|Height||265 ft (81 m)|
|Drop||300 ft (91 m)|
|Speed||50 mph (80 km/h)|
|Vehicle type||Triangular car|
|Participants per group||6|
| This is a Pay-Per-Use attraction|
VertiGo was a thrill ride located at Cedar Point and Knott's Berry Farm. Both the rides opened in 2001 and both were designed by S&S Worldwide. After an incident at Cedar Point, both rides were demolished for the 2002 season.
The ride structure consisted of three 265-foot-tall towers (81 m) placed in a triangular arrangement. Several high-strength cables ran down from the top of the tower and attached to the ride vehicle, which would sit on the ground when not operating. The three towers were able to sway up to 8 feet (2.4 m) in high winds, or when the cables were stretched during ride operation.

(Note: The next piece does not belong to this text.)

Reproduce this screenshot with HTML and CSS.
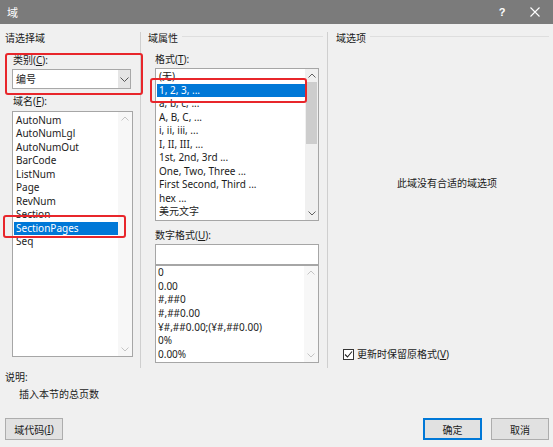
FILE: index.html
```
<!DOCTYPE html>
<html lang="zh-CN">
<head>
<meta charset="utf-8">
<title>域</title>
<link rel="stylesheet" href="styles.css">
</head>
<body>
<div class="dialog">
  <div class="titlebar">
    <span class="title">域</span>
    <span class="tb-btn help">?</span>
    <span class="tb-btn close">
      <svg width="10" height="10" viewBox="0 0 10 10"><path d="M0.5 0.5 L9.5 9.5 M9.5 0.5 L0.5 9.5" stroke="#ffffff" stroke-width="1.1" fill="none"/></svg>
    </span>
  </div>

  <div class="main">
    <section class="col col-left">
      <div class="hdr hdr-left">请选择域</div>
      <div class="lbl lbl-cat">类别(<u>C</u>):</div>
      <div class="combo">
        <span class="combo-text">编号</span>
        <span class="combo-btn">
          <svg width="9" height="5" viewBox="0 0 9 5"><polyline points="0.5,0.5 4.5,4.5 8.5,0.5" fill="none" stroke="#555" stroke-width="1"/></svg>
        </span>
      </div>
      <div class="lbl lbl-name">域名(<u>F</u>):</div>
      <div class="list list-fields">
        <ul class="items">
          <li>AutoNum</li>
          <li>AutoNumLgl</li>
          <li>AutoNumOut</li>
          <li>BarCode</li>
          <li>ListNum</li>
          <li>Page</li>
          <li>RevNum</li>
          <li>Section</li>
          <li class="sel">SectionPages</li>
          <li>Seq</li>
        </ul>
        <div class="sb sb-light">
          <span class="arr"><svg width="8" height="5" viewBox="0 0 8 5"><polyline points="0.5,4.5 4,1 7.5,4.5" fill="none" stroke="#c4c4c4" stroke-width="1"/></svg></span>
          <span class="arr"><svg width="8" height="5" viewBox="0 0 8 5"><polyline points="0.5,0.5 4,4 7.5,0.5" fill="none" stroke="#c4c4c4" stroke-width="1"/></svg></span>
        </div>
      </div>
    </section>

    <section class="col col-mid">
      <div class="hdr hdr-mid">域属性</div>
      <div class="lbl lbl-fmt">格式(<u>T</u>):</div>
      <div class="list list-format">
        <ul class="items">
          <li>(无)</li>
          <li class="sel">1, 2, 3, ...</li>
          <li>a, b, c, ...</li>
          <li>A, B, C, ...</li>
          <li>i, ii, iii, ...</li>
          <li>I, II, III, ...</li>
          <li>1st, 2nd, 3rd ...</li>
          <li>One, Two, Three ...</li>
          <li>First Second, Third ...</li>
          <li>hex ...</li>
          <li>美元文字</li>
        </ul>
        <div class="sb sb-format">
          <span class="arr"><svg width="8" height="5" viewBox="0 0 8 5"><polyline points="0.5,4.5 4,1 7.5,4.5" fill="none" stroke="#606060" stroke-width="1"/></svg></span>
          <span class="thumb"></span>
          <span class="track"></span>
          <span class="arr"><svg width="8" height="5" viewBox="0 0 8 5"><polyline points="0.5,0.5 4,4 7.5,0.5" fill="none" stroke="#606060" stroke-width="1"/></svg></span>
        </div>
      </div>
      <div class="lbl lbl-num">数字格式(<u>U</u>):</div>
      <div class="num-input"></div>
      <div class="list list-num">
        <ul class="items">
          <li>0</li>
          <li>0.00</li>
          <li>#,##0</li>
          <li>#,##0.00</li>
          <li>¥#,##0.00;(¥#,##0.00)</li>
          <li>0%</li>
          <li>0.00%</li>
        </ul>
        <div class="sb sb-light">
          <span class="arr"><svg width="8" height="5" viewBox="0 0 8 5"><polyline points="0.5,4.5 4,1 7.5,4.5" fill="none" stroke="#c4c4c4" stroke-width="1"/></svg></span>
          <span class="arr"><svg width="8" height="5" viewBox="0 0 8 5"><polyline points="0.5,0.5 4,4 7.5,0.5" fill="none" stroke="#c4c4c4" stroke-width="1"/></svg></span>
        </div>
      </div>
    </section>

    <section class="col col-right">
      <div class="hdr hdr-right">域选项</div>
      <div class="no-opts">此域没有合适的域选项</div>
      <div class="check-row">
        <span class="checkbox">
          <svg width="9" height="9" viewBox="0 0 9 9"><polyline points="1,4.5 3.5,7 8,1.5" fill="none" stroke="#222" stroke-width="1.1"/></svg>
        </span>
        <span class="check-label">更新时保留原格式(<u>V</u>)</span>
      </div>
    </section>
  </div>

  <div class="footer">
    <div class="desc-lbl">说明:</div>
    <div class="desc">插入本节的总页数</div>
    <div class="btn-row">
      <span class="btn btn-code">域代码(<u>I</u>)</span>
      <span class="spacer"></span>
      <span class="btn btn-ok">确定</span>
      <span class="btn btn-cancel">取消</span>
    </div>
  </div>

  <div class="mark mark-cat"></div>
  <div class="mark mark-field"></div>
  <div class="mark mark-fmt"></div>
</div>
</body>
</html>
```

FILE: styles.css
```
html, body {
  margin: 0;
  padding: 0;
  background: #f0f0f0;
}

body {
  font-family: "Noto Sans", "Noto Sans CJK SC", sans-serif;
  font-size: 10px;
  color: #1b1b1b;
}

u {
  text-decoration: underline;
  text-underline-offset: 1px;
}

.dialog {
  position: relative;
  width: 553px;
  height: 447px;
  overflow: hidden;
  background: #f0f0f0;
}

/* title bar */
.titlebar {
  height: 24px;
  background: #7b7b7b;
  display: flex;
  align-items: center;
  color: #ffffff;
}

.title {
  flex: 1;
  margin-left: 7px;
  font-size: 11px;
}

.tb-btn {
  display: flex;
  align-items: center;
  justify-content: center;
  height: 24px;
}

.help {
  width: 30px;
  font-size: 11px;
  font-weight: bold;
  font-family: "Liberation Sans", sans-serif;
}

.close {
  width: 36px;
}

/* main area */
.main {
  display: flex;
  margin-top: 8px;
  height: 336px;
}

.col {
  box-sizing: border-box;
  display: flex;
  flex-direction: column;
  align-items: flex-start;
}

.col-left {
  width: 141px;
  border-right: 1px solid #cfcfcf;
}

.col-mid {
  width: 187px;
  border-right: 1px solid #cfcfcf;
}

.col-right {
  flex: 1;
}

.hdr {
  height: 12px;
  line-height: 12px;
  display: flex;
  align-items: center;
  align-self: stretch;
  gap: 4px;
}

.hdr-left {
  padding-left: 5px;
}

.hdr-mid {
  padding-left: 7px;
}

.hdr-right {
  padding-left: 8px;
}

.hdr-mid::after,
.hdr-right::after {
  content: "";
  flex: 1;
  border-top: 1px solid #dedede;
  margin-right: 4px;
  margin-top: -4px;
}

.lbl {
  height: 12px;
  line-height: 12px;
  white-space: nowrap;
}

.lbl-cat {
  margin: 10px 0 0 13px;
}

.lbl-name {
  margin: 6px 0 0 13px;
}

.lbl-fmt {
  margin: 9px 0 0 14px;
}

.lbl-num {
  margin: 8px 0 0 14px;
}

/* combo */
.combo {
  box-sizing: border-box;
  margin: 3px 0 0 12px;
  width: 119px;
  height: 20px;
  border: 1px solid #a8a8a8;
  background: #ffffff;
  display: flex;
  align-items: stretch;
}

.combo-text {
  flex: 1;
  padding-left: 3px;
  line-height: 18px;
}

.combo-btn {
  width: 12px;
  background: #e5e5e5;
  display: flex;
  align-items: center;
  justify-content: center;
}

/* lists */
.list {
  box-sizing: border-box;
  display: flex;
  background: #ffffff;
  border: 1px solid #a6a6a6;
  overflow: hidden;
}

.items {
  list-style: none;
  margin: 0;
  padding: 0;
  flex: 1;
  min-width: 0;
}

.items li {
  height: 13.5px;
  line-height: 13.5px;
  padding-left: 2px;
  white-space: nowrap;
  overflow: hidden;
}

.items li.sel {
  background: #0078d7;
  color: #ffffff;
}

.list-fields {
  margin: 4px 0 0 12px;
  width: 121px;
  height: 246px;
}

.list-fields .items {
  padding: 1.5px 0 0 1px;
}

.list-format {
  margin: 3px 0 0 14px;
  width: 164px;
  height: 153px;
}

.list-format .items {
  padding: 1px 0 0 1px;
}

.num-input {
  box-sizing: border-box;
  margin: 3px 0 0 14px;
  width: 164px;
  height: 21px;
  border: 1px solid #a6a6a6;
  background: #ffffff;
}

.list-num {
  margin: 0 0 0 14px;
  width: 164px;
  height: 98px;
}

.list-num .items li {
  height: 13.67px;
  line-height: 13.67px;
}

/* scrollbars */
.sb {
  width: 14px;
  display: flex;
  flex-direction: column;
  justify-content: space-between;
  align-items: center;
}

.sb-light {
  background: #f7f7f7;
}

.sb-format {
  width: 13px;
  background: #f0f0f0;
  justify-content: flex-start;
}

.arr {
  height: 13px;
  width: 100%;
  display: flex;
  align-items: center;
  justify-content: center;
}

.sb-format .thumb {
  width: 11px;
  height: 62px;
  background: #cdcdcd;
}

.sb-format .track {
  flex: 1;
}

/* right column */
.no-opts {
  margin-top: 133px;
  align-self: stretch;
  padding-left: 13px;
  text-align: center;
  height: 12px;
  line-height: 12px;
}

.check-row {
  margin: 159px 0 0 15px;
  display: flex;
  align-items: center;
  gap: 3px;
  height: 12px;
}

.checkbox {
  box-sizing: border-box;
  width: 11px;
  height: 11px;
  border: 1px solid #333333;
  background: #ffffff;
  display: flex;
  align-items: center;
  justify-content: center;
}

.check-label {
  line-height: 12px;
}

/* footer */
.footer {
  padding-left: 5px;
}

.desc-lbl {
  margin-top: 3px;
  height: 12px;
  line-height: 12px;
}

.desc {
  margin: 5px 0 0 14px;
  height: 12px;
  line-height: 12px;
}

.btn-row {
  display: flex;
  margin-top: 18px;
  padding-right: 4px;
}

.btn {
  box-sizing: border-box;
  height: 22px;
  border: 1px solid #adadad;
  background: #e1e1e1;
  display: flex;
  align-items: center;
  justify-content: center;
}

.btn-code {
  width: 58px;
}

.spacer {
  flex: 1;
}

.btn-ok {
  width: 59px;
  border: 2px solid #0078d7;
}

.btn-cancel {
  width: 58px;
  margin-left: 9px;
}

/* red annotation frames drawn over the dialog */
.mark {
  position: absolute;
  box-sizing: border-box;
  border: 2px solid #e8262b;
  border-radius: 3px;
  pointer-events: none;
}

.mark-cat {
  left: 5px;
  top: 53px;
  width: 138px;
  height: 42px;
}

.mark-field {
  left: 3px;
  top: 215px;
  width: 123px;
  height: 23px;
}

.mark-fmt {
  left: 150px;
  top: 78px;
  width: 157px;
  height: 25px;
}
```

Riders of VertiGo would first be strapped into a triangular car. Two people could sit on each side of the triangle, letting six people to ride at one time. The restraints were designed to make you feel very insecure, and had few places to hold on. The car would rise a few feet off the ground, and then pneumatic air pressure would rocket the riders up at 50 miles/hour, over the three 265-foot-tall towers, almost 300 feet (91 m) in the air. There were three different ways to experience VertiGo
Hot Rocket - where riders remain in the upright position throughout the entire ride;
Cosmic Flip - where guests begin in the upright position, then as the ride reaches its climax, the seats will rotate forward 150 degrees to provide a "nose-dive" sensation as the ride vehicle descends toward the ground;
Big Bang - where shortly after launch, riders are flipped forward 150 degrees and travel through the apex and a majority of the return to the ground in the upside-down position.
During the descent, depending on which seat rotation mode you chose, the seats would rotate, causing the riders to face the ground until the ride reached the bottom, and went back up again. On this descent, the riders would be turned completely upside-down. All riders paid a fee of $10 to ride, and reservations were recommended.
As a part of Cedar Point's preventative maintenance program, the VertiGo vehicle was removed from the ride and stored. However, the vehicle was an important stabilizer of the towers. Due to the loss of stability, the towers were allowed to sway beyond the 8 feet (2.4 m) that they would normally be allowed to sway. In January 14, 2002, one of the 265-foot-tall towers collapsed, approximately 60 feet (18 m) above the ground. The tower caused minimal damage, and nobody was injured. The ride was not operating at the time, as Cedar Point is closed in the winter.
Soon after the incident, Cedar Fair announced that the attraction at both parks would be demolished, because the ride was likely to face popularity issues after the incident. A similar ride remained open at Six Flags Magic Mountain.
After word of the incident spread to the public, and the demolition was released, certain names were used as jokes to poke fun at the demolition. The most common name was "VertiGone", a portmanteau of the words "VertiGo" and "Gone".